### TASK PROMPT
Quote the listing below in its entirety, omitting every image.

══════

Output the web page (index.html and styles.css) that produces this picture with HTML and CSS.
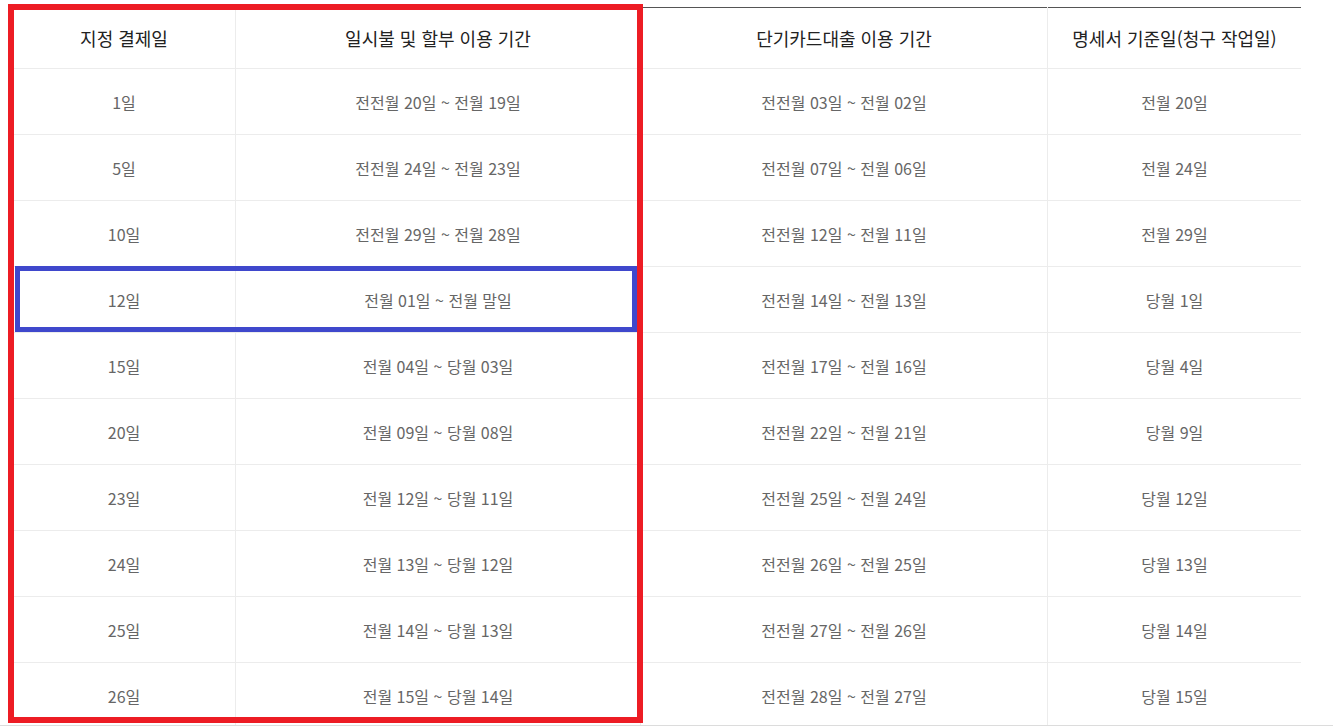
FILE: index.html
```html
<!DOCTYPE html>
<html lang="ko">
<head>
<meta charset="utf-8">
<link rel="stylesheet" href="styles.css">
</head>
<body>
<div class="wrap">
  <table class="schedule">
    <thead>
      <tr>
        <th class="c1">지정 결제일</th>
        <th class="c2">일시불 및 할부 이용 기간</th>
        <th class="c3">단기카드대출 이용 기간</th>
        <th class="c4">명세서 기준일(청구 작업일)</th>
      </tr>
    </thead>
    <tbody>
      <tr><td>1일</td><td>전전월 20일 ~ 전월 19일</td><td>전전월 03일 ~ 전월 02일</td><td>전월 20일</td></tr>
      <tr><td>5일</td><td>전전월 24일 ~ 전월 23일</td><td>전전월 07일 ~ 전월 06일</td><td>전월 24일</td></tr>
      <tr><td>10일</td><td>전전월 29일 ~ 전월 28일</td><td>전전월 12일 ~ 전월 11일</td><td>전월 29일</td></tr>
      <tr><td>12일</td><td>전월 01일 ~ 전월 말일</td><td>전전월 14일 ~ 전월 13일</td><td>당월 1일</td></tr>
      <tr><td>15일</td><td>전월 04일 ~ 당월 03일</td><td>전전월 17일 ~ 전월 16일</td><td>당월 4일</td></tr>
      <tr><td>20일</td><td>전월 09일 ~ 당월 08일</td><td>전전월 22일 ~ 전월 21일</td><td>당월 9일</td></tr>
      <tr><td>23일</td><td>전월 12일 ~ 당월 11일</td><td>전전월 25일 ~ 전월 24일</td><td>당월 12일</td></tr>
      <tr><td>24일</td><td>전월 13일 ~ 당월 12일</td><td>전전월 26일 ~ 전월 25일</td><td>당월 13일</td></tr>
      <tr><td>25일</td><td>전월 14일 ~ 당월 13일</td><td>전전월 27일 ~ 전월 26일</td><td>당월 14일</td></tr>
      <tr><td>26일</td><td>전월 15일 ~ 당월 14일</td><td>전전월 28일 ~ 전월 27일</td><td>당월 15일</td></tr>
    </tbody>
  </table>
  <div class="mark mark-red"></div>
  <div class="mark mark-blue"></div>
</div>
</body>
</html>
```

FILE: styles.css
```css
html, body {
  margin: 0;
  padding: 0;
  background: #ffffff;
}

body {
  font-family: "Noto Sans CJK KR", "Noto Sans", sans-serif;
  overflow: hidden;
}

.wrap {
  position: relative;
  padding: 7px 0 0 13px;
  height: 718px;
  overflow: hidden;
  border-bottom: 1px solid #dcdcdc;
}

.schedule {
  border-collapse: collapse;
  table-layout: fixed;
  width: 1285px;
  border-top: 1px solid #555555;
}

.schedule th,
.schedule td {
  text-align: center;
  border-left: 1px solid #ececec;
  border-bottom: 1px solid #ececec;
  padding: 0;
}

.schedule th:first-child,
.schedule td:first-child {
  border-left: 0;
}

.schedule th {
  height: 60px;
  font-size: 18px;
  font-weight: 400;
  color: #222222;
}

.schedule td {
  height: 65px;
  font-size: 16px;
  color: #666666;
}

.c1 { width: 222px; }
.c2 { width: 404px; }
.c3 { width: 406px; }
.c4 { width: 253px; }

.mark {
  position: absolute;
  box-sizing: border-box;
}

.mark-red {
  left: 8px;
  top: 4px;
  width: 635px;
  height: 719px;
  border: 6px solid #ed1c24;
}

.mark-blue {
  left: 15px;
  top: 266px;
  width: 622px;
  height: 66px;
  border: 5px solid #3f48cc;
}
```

══════

### SOLUTION TO THE PROBLEM
Output the web page (index.html and styles.css) that produces this picture with HTML and CSS.
FILE: index.html
```html
<!DOCTYPE html>
<html lang="ko">
<head>
<meta charset="utf-8">
<link rel="stylesheet" href="styles.css">
</head>
<body>
<div class="wrap">
  <table class="schedule">
    <thead>
      <tr>
        <th class="c1">지정 결제일</th>
        <th class="c2">일시불 및 할부 이용 기간</th>
        <th class="c3">단기카드대출 이용 기간</th>
        <th class="c4">명세서 기준일(청구 작업일)</th>
      </tr>
    </thead>
    <tbody>
      <tr><td>1일</td><td>전전월 20일 ~ 전월 19일</td><td>전전월 03일 ~ 전월 02일</td><td>전월 20일</td></tr>
      <tr><td>5일</td><td>전전월 24일 ~ 전월 23일</td><td>전전월 07일 ~ 전월 06일</td><td>전월 24일</td></tr>
      <tr><td>10일</td><td>전전월 29일 ~ 전월 28일</td><td>전전월 12일 ~ 전월 11일</td><td>전월 29일</td></tr>
      <tr><td>12일</td><td>전월 01일 ~ 전월 말일</td><td>전전월 14일 ~ 전월 13일</td><td>당월 1일</td></tr>
      <tr><td>15일</td><td>전월 04일 ~ 당월 03일</td><td>전전월 17일 ~ 전월 16일</td><td>당월 4일</td></tr>
      <tr><td>20일</td><td>전월 09일 ~ 당월 08일</td><td>전전월 22일 ~ 전월 21일</td><td>당월 9일</td></tr>
      <tr><td>23일</td><td>전월 12일 ~ 당월 11일</td><td>전전월 25일 ~ 전월 24일</td><td>당월 12일</td></tr>
      <tr><td>24일</td><td>전월 13일 ~ 당월 12일</td><td>전전월 26일 ~ 전월 25일</td><td>당월 13일</td></tr>
      <tr><td>25일</td><td>전월 14일 ~ 당월 13일</td><td>전전월 27일 ~ 전월 26일</td><td>당월 14일</td></tr>
      <tr><td>26일</td><td>전월 15일 ~ 당월 14일</td><td>전전월 28일 ~ 전월 27일</td><td>당월 15일</td></tr>
    </tbody>
  </table>
  <div class="mark mark-red"></div>
  <div class="mark mark-blue"></div>
</div>
</body>
</html>
```

FILE: styles.css
```css
html, body {
  margin: 0;
  padding: 0;
  background: #ffffff;
}

body {
  font-family: "Noto Sans CJK KR", "Noto Sans", sans-serif;
  overflow: hidden;
}

.wrap {
  position: relative;
  padding: 7px 0 0 13px;
  height: 718px;
  overflow: hidden;
  border-bottom: 1px solid #dcdcdc;
}

.schedule {
  border-collapse: collapse;
  table-layout: fixed;
  width: 1285px;
  border-top: 1px solid #555555;
}

.schedule th,
.schedule td {
  text-align: center;
  border-left: 1px solid #ececec;
  border-bottom: 1px solid #ececec;
  padding: 0;
}

.schedule th:first-child,
.schedule td:first-child {
  border-left: 0;
}

.schedule th {
  height: 60px;
  font-size: 18px;
  font-weight: 400;
  color: #222222;
}

.schedule td {
  height: 65px;
  font-size: 16px;
  color: #666666;
}

.c1 { width: 222px; }
.c2 { width: 404px; }
.c3 { width: 406px; }
.c4 { width: 253px; }

.mark {
  position: absolute;
  box-sizing: border-box;
}

.mark-red {
  left: 8px;
  top: 4px;
  width: 635px;
  height: 719px;
  border: 6px solid #ed1c24;
}

.mark-blue {
  left: 15px;
  top: 266px;
  width: 622px;
  height: 66px;
  border: 5px solid #3f48cc;
}
```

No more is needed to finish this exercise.